For your first run, 3LC creates Tables for your training and validation sets provided through the data kwarg, and collects metrics after the final epoch for every sample in your dataset. A new YAML file is written next to the one that was used, which can be used for later runs, more on that in Later Runs.

You can then open the 3LC Dashboard to view your run!

Later Runs

For later runs, in order to specify that you would like to continue working with the same 3LC tables, there are two ways to proceed:

Regular YAML file

You can keep using the same YAML file pointed to by data. As long as this file does not change, the integration will resolve to the same 3LC tables and always get the latest revision for each split. The specific revisions used are logged to the console, and a line is printed stating that a 3LC YAML is printed with instructions on how to use it.

The integration uses only the YAML file name to resolve to the relevant tables if they exist. Therefore, if any changes are made to the original YAML file name, this reference to the tables is lost (and new tables are instead created on your next run).

3LC YAML File

For more flexibility and to explicitly select which tables to use, you should use a 3LC YAML file, like the one written during your first run.

The file should simply contain keys for the relevant splits (train and val in most cases), with values set to the 3LC Urls of the corresponding tables. Once your 3LC YAML is populated with these it will look like the following example:

train: my_train_table
val: my_val_table

In order to use it, prepend a 3LC prefix 3LC:// to the path. If the 3LC YAML file is named my_dataset.yaml, you should provide data="3LC://my_dataset.yaml to .train() and .val(). After running your first run with the regular YAML file, a 3LC YAML is written next to it which you can use immediately (just remember to prepend the 3LC prefix).

In order to train on different revisions, simply change the paths in the file to your desired revision.

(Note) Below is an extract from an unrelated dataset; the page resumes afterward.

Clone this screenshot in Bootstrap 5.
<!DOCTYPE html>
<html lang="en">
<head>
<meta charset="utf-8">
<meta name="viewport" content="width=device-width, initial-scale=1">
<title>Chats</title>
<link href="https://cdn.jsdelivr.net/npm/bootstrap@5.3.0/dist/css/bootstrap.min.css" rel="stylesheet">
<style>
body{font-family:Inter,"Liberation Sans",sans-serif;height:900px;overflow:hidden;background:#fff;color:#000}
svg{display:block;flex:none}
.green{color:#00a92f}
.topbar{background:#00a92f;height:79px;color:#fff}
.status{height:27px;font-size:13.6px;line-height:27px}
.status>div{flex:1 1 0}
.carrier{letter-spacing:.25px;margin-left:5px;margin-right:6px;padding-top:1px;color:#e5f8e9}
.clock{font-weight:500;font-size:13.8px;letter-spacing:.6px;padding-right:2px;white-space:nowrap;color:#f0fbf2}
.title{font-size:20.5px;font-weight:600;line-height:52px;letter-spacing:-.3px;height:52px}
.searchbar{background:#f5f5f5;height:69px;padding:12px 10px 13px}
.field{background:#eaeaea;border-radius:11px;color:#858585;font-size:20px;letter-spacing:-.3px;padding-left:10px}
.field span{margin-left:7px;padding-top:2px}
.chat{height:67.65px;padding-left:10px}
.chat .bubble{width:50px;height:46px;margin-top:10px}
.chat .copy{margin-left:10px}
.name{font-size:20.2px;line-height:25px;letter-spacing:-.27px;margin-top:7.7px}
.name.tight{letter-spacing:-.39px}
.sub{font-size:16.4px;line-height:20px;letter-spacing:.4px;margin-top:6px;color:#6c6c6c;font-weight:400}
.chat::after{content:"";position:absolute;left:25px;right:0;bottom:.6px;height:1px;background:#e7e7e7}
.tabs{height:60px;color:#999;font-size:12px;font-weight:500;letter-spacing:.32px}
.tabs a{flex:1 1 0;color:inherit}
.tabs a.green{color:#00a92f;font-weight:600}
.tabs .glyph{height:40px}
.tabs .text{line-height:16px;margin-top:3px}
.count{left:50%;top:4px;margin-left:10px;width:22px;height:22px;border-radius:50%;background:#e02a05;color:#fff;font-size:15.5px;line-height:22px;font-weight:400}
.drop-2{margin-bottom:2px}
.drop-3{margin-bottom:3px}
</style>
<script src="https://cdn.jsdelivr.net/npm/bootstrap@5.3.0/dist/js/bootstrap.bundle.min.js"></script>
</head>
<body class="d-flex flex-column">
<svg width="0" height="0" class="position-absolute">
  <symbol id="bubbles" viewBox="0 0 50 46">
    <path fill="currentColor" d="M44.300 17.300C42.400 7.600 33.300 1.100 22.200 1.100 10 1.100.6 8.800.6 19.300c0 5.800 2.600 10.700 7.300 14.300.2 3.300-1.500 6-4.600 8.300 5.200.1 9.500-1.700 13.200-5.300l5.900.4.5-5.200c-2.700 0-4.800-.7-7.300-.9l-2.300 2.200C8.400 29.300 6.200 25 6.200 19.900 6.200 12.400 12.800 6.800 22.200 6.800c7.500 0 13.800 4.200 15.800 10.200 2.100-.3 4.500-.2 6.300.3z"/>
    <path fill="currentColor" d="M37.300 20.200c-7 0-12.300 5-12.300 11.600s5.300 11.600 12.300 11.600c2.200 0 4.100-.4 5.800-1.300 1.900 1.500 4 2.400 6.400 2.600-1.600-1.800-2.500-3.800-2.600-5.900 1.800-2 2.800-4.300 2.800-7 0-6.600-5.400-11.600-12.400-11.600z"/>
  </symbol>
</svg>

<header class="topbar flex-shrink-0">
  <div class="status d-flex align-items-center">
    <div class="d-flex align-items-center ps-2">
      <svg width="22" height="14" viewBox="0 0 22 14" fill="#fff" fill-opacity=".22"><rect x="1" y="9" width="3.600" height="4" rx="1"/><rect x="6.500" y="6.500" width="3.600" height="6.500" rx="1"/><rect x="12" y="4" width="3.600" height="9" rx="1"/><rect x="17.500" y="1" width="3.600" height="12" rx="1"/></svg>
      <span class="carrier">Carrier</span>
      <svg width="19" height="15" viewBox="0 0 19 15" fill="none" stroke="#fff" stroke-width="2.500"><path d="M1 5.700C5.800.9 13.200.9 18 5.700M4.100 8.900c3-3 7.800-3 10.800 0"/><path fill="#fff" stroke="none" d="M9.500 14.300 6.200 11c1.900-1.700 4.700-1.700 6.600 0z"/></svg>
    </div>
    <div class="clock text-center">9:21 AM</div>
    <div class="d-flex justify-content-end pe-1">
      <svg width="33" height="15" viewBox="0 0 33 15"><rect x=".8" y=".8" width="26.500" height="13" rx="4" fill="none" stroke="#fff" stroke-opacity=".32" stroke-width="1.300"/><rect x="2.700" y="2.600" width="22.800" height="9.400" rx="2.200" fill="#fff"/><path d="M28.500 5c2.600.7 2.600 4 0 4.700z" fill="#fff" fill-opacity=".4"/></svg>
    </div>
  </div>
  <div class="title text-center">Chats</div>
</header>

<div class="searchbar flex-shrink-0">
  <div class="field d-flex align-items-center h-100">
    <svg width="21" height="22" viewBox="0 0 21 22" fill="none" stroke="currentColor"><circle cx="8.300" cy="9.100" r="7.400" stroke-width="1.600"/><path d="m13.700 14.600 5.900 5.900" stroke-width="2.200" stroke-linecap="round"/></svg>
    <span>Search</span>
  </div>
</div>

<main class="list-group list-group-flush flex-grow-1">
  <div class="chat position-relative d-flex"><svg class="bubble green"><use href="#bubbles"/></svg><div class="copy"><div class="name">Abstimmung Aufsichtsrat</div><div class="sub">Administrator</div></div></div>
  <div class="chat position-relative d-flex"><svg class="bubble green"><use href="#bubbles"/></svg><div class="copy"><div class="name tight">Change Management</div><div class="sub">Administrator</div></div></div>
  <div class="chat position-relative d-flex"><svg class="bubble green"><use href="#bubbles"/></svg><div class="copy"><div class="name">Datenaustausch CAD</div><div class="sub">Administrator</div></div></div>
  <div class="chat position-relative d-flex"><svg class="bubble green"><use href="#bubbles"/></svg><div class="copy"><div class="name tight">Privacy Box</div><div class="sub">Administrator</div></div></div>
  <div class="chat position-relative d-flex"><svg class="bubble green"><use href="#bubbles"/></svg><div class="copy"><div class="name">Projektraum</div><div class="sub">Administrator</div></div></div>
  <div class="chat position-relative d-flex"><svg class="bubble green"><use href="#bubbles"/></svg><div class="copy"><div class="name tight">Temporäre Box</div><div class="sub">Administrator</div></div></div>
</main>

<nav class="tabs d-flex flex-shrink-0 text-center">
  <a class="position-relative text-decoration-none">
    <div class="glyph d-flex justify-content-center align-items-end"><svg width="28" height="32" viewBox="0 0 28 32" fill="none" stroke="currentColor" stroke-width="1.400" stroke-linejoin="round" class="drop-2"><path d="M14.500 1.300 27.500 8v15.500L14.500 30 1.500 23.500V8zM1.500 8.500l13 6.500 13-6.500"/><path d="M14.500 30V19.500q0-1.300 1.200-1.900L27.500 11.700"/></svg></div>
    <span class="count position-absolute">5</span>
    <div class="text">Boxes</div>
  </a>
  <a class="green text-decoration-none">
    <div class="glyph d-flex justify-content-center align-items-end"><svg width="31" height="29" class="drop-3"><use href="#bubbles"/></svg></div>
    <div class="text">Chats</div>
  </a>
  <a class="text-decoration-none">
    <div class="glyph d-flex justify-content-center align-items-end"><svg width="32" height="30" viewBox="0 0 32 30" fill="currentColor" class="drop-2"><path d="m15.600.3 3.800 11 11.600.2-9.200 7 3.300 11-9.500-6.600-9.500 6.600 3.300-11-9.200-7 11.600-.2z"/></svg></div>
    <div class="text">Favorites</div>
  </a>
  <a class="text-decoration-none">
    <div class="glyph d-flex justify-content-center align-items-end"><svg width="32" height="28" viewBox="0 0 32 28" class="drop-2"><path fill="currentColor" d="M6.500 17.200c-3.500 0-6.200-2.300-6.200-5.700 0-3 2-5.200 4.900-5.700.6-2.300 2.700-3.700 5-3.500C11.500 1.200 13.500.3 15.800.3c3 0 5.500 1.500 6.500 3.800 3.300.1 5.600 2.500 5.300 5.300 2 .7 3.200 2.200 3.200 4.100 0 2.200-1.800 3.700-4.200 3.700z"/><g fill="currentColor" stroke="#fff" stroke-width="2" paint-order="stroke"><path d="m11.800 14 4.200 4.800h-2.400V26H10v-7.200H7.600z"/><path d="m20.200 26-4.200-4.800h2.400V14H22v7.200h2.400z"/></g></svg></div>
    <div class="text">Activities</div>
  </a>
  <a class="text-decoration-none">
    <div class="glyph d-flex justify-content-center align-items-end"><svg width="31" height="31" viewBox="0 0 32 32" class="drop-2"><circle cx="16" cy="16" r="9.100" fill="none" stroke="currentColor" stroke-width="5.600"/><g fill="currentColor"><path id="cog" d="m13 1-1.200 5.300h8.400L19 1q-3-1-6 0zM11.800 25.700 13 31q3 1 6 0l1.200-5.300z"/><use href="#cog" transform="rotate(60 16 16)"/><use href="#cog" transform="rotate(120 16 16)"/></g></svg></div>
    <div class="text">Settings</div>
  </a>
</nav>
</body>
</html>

If you would like to train on the latest revisions, you can add :latest to one or both of the paths, and 3LC will find the Tables for the latest revision in the same lineage. For the above example, with latest on both, the 3LC YAML would look like this:

train: my_train_table:latest
val: my_val_table:latest

NOTE: We recommend using a 3LC YAML to specify which revisions to use, as this enables using specific revisions of the dataset, and adding :latest in order to use the latest table in the lineage. It removes the dependency on the original YAML file to find the corresponding tables.


3LC YAML Example
The following example highlights the behavior when using 3LC YAML files.

Let's assume that you made a new revision in the 3LC Dashboard where you edited two bounding boxes. You would then have the following tables in your lineage:

my_train_table ---> Edited2BoundingBoxes (latest)
my_val_table (latest)

If you were to reuse the original YAML file, Edited2BoundingBoxes would be the latest revision of your train set and my_val_table the latest val set. These would be used for your run.

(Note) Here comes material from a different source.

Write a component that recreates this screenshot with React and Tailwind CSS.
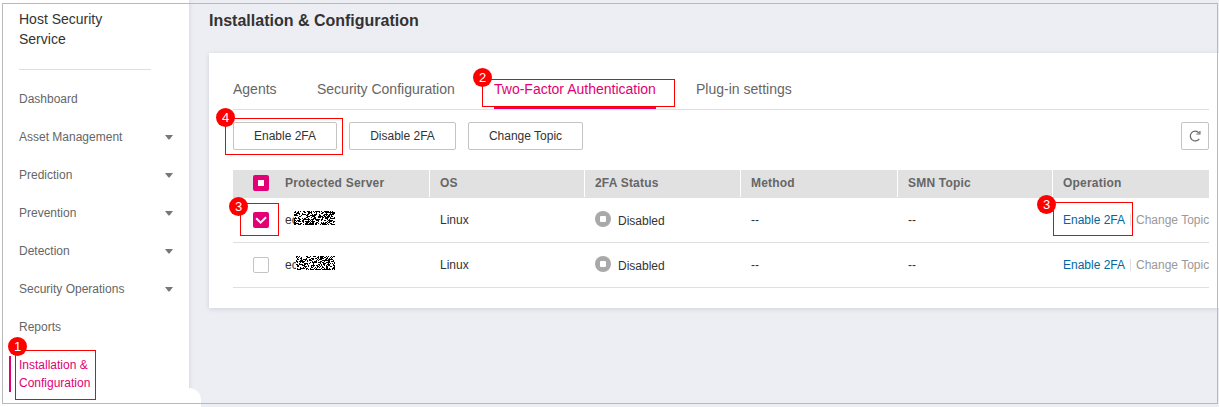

In order to train on a specific revision, in this case the original data, you can provide a 3LC YAML file my_3lc_dataset.yaml with --data 3LC://my_3lc_dataset.yaml, with the following content:

train: my_train_table
val: my_val_table

Specifying to use the latest revisions instead can be done by adding :latest to one or both of these Urls:

train: my_train_table:latest # resolves to the latest revision of my_train_table, which is Edited1BoundingBoxes
val: my_val_table:latest # resolves to the latest revision of my_val_table, which is my_val_table

3LC Settings

The integration offers a rich set of settings and features which can be set through an instance of Settings. They allow specifying which metrics to collect, how often to collect them, and whether to use sampling weights during training.

The available 3LC settings can be seen in the Settings class in settings.py.

Providing invalid values (or combinations of values) will either log an appropriate warning or raise an error, depending on the case.

Image Embeddings

Image embeddings can be collected by setting image_embeddings_dim to 2 or 3, and are based on the output of the spatial pooling function output from the YOLOv8 architectures. Similar images, as seen by the model, tend to be close to each other in this space. In the 3LC Dashboard these embeddings can be visualized, allowing you to find similar images, duplicates and imbalances in your dataset and determine if your validation set is representative of your training data (and vice-versa).

Note that when collecting image embeddings for validation only runs, reduce_all_embeddings() must be called at the end to produce embeddings which can be visualized in the Dashboard.

Other output

When viewing all your YOLOv8 runs in the 3LC Dashboard, charts will show up with per-epoch validation metrics for each run. This allows you to follow your runs in real-time, and compare them with each other.

Frequently Asked Questions

What is the difference between before and after training metrics?

By default, the 3LC integration collects metrics only after training with the best.pt weights written by YOLOv8. These are the after training metrics.

If a starting metrics collection epoch is provided (optionally with an interval), metrics are also collected during training, this time with the exponential moving average that YOLOv8 uses for its validation passes.

What happens if I use early stopping? Does it interfere with 3LC?

Early stopping can be used just like before. Unless metrics collection is disabled, final validation passes are performed over the train and validation sets after training, regardless of whether that is due to early stopping or completing all the epochs.

Why is embeddings collection disabled by default?

Embeddings collection has an extra dependency for the library used for reduction, and a performance implication (fitting and applying the reducer) at the end of your run. It is therefore disabled by default.

How do I collect embeddings for each bounding box?

In order to collect embeddings (or other additional metrics) for each bounding box, refer to the 3LC Bounding Box Example Notebooks.